Since language is symbolic by nature, poetry is of course symbolic too. One thing that poetry does is take the inherent symbolism of language and use it to its fullest potential. It does this in large part by taking full advantage of the inherent ambiguity of words. It has been said by many philosophers that words cannot fully capture reality. This turns out to be not only a weakness but also a strength of language. It allows words to be imprecise, which in turn allows them to be ambiguous. And ambiguity, though often seen as a disadvantage (especially in practical situations where maximum clarity is needed), can be a very powerful tool. It allows language to be more flexible. It also allows words to resonate with unspoken and often only dimly understood, yet deeply affecting, meanings.
This last quality is the power of suggestion, which simply means that words often say more than they say. This suggestive quality of language has many uses, from flirting to literature. One thing symbolist poets try to do is to bring out the full suggestiveness of words, so that the poem will have many possible layers of meaning. These layers of meaning are not randomly juxtaposed but intricately interrelated, and are discovered by means of intuition rather than logic. Some would say that poetry of this type accesses a logic that is deeper than logic, the sort of logic that we experience in our dreams. It doesn't make sense, and yet, deep down, it does.

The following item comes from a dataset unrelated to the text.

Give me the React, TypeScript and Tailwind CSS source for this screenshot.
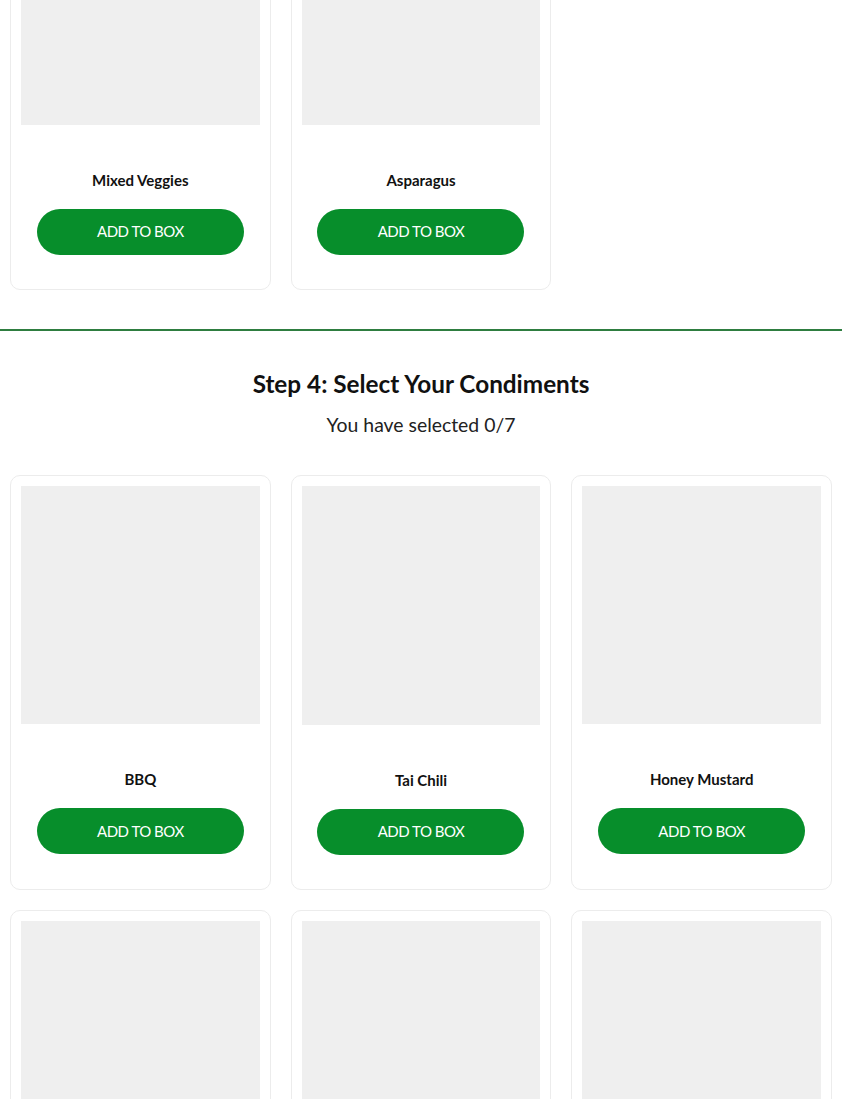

The way to access this deeper logic is by not only transcending conventional waking logic, but also transcending empirical waking observation. In other words, symbolist poetry attempts to see reality the way we see it in dreams. Dreams often seem confused and confusing, but they access deep, hidden truths that cannot be expressed in the simplified language of logical thought or seen in the clear light of day. In order to see the stars, the sun must first go down, and this is what happens when we dream. The bright light of conscious, rational thought, imposing its own valid but limited understanding on the world, has set, our minds are overtaken by the dark night of sleep and unconsciousness, and the celestial lights that are known as dreams appear.

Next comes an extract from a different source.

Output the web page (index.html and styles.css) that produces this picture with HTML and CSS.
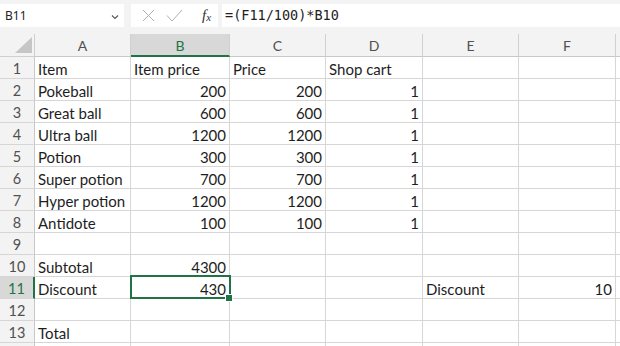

Symbolist poetry attempts to speak to us in the language of dreams, which is the language of the unconscious mind, following strange and mysterious logics that we only barely understand, if at all. When reading a symbolist poem, it is almost beside the point to focus too hard on trying to interpret it, as though it were a puzzle that needed to be (or could be) solved. The symbolist poet wishes his poem to remain a mystery, although one that still provides knowledge and truth. The truth contained in the poem can be best accessed by not making too much of an effort to find it, but instead allowing glimpses of it to appear, unbidden, as you read and take in the images and words. Just as attempting to see the stars by turning on bright lights is self-defeating, so too is attempting to understand a symbolist poem by working out a rational system of definite interpretations. The meaning of a symbolist poem, like that of a dream, is like a faint star that you can only see obliquely out of the corner of your eye, which seems to disappear when you look directly at it.

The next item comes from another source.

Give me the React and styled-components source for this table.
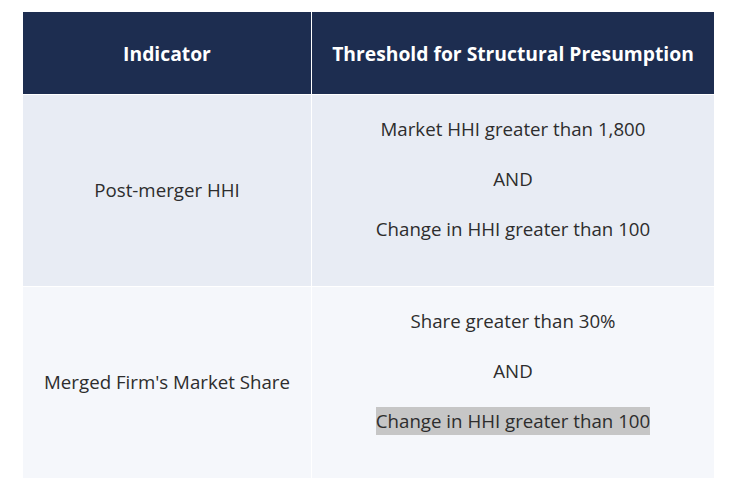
import React from 'react';
import styled, { createGlobalStyle } from 'styled-components';

const GlobalStyle = createGlobalStyle`
  body {
    margin: 0;
    background: #ffffff;
    font-family: 'Open Sans', 'Liberation Sans', sans-serif;
  }
`;

const Page = styled.div`
  padding: 12px 0 0 23px;
`;

const Table = styled.table`
  width: 691px;
  border-collapse: collapse;
  table-layout: fixed;
`;

const HeadCell = styled.th`
  width: ${(p) => p.$width || 'auto'};
  height: 82px;
  padding: 0 12px;
  background: #1d2d50;
  color: #ffffff;
  font-size: 19.3px;
  font-weight: 700;
  text-align: center;
  vertical-align: middle;
  border-left: ${(p) => (p.$first ? 'none' : '1px solid #ffffff')};
`;

const Row = styled.tr`
  background: ${(p) => (p.$alt ? '#f5f7fb' : '#e8ecf4')};
  border-top: 1px solid #ffffff;
`;

const Cell = styled.td`
  padding: 20px 12px 21px;
  color: #2d2d2d;
  font-size: 18.7px;
  line-height: 28px;
  text-align: center;
  vertical-align: middle;
  border-left: ${(p) => (p.$first ? 'none' : '1px solid #ffffff')};
`;

const Line = styled.p`
  margin: 0 0 22px;
`;

const Marked = styled.span`
  display: inline-block;
  line-height: 28px;
  background: #c6c6c6;
`;

const rows = [
  {
    indicator: 'Post-merger HHI',
    lines: ['Market HHI greater than 1,800', 'AND', 'Change in HHI greater than 100'],
  },
  {
    indicator: "Merged Firm's Market Share",
    lines: ['Share greater than 30%', 'AND', 'Change in HHI greater than 100'],
    markLast: true,
  },
];

export default function App() {
  return (
    <>
      <GlobalStyle />
      <Page>
        <Table>
          <thead>
            <tr>
              <HeadCell $first $width="264px">Indicator</HeadCell>
              <HeadCell>Threshold for Structural Presumption</HeadCell>
            </tr>
          </thead>
          <tbody>
            {rows.map((row, i) => (
              <Row key={row.indicator} $alt={i % 2 === 1}>
                <Cell $first>{row.indicator}</Cell>
                <Cell>
                  {row.lines.map((text, j) => (
                    <Line key={j}>
                      {row.markLast && j === row.lines.length - 1 ? <Marked>{text}</Marked> : text}
                    </Line>
                  ))}
                </Cell>
              </Row>
            ))}
          </tbody>
        </Table>
      </Page>
    </>
  );
}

Symbolist poets work on the assumption that ultimate truth lies beyond our capability to fully capture in words and rational thought, and that this ultimate truth of things can only be suggested. We get, not a full and clear picture of it, but only fleeting impressions, those brief snatches of otherworldly music and dim traces of ethereal light that haunt the deepest, darkest recesses of the mind, hinting at something marvelous and wonderful which we can never fully perceive in this earthly life. The symbolist poem is an assertion, and a reminder, that there is far more to reality than meets the eye.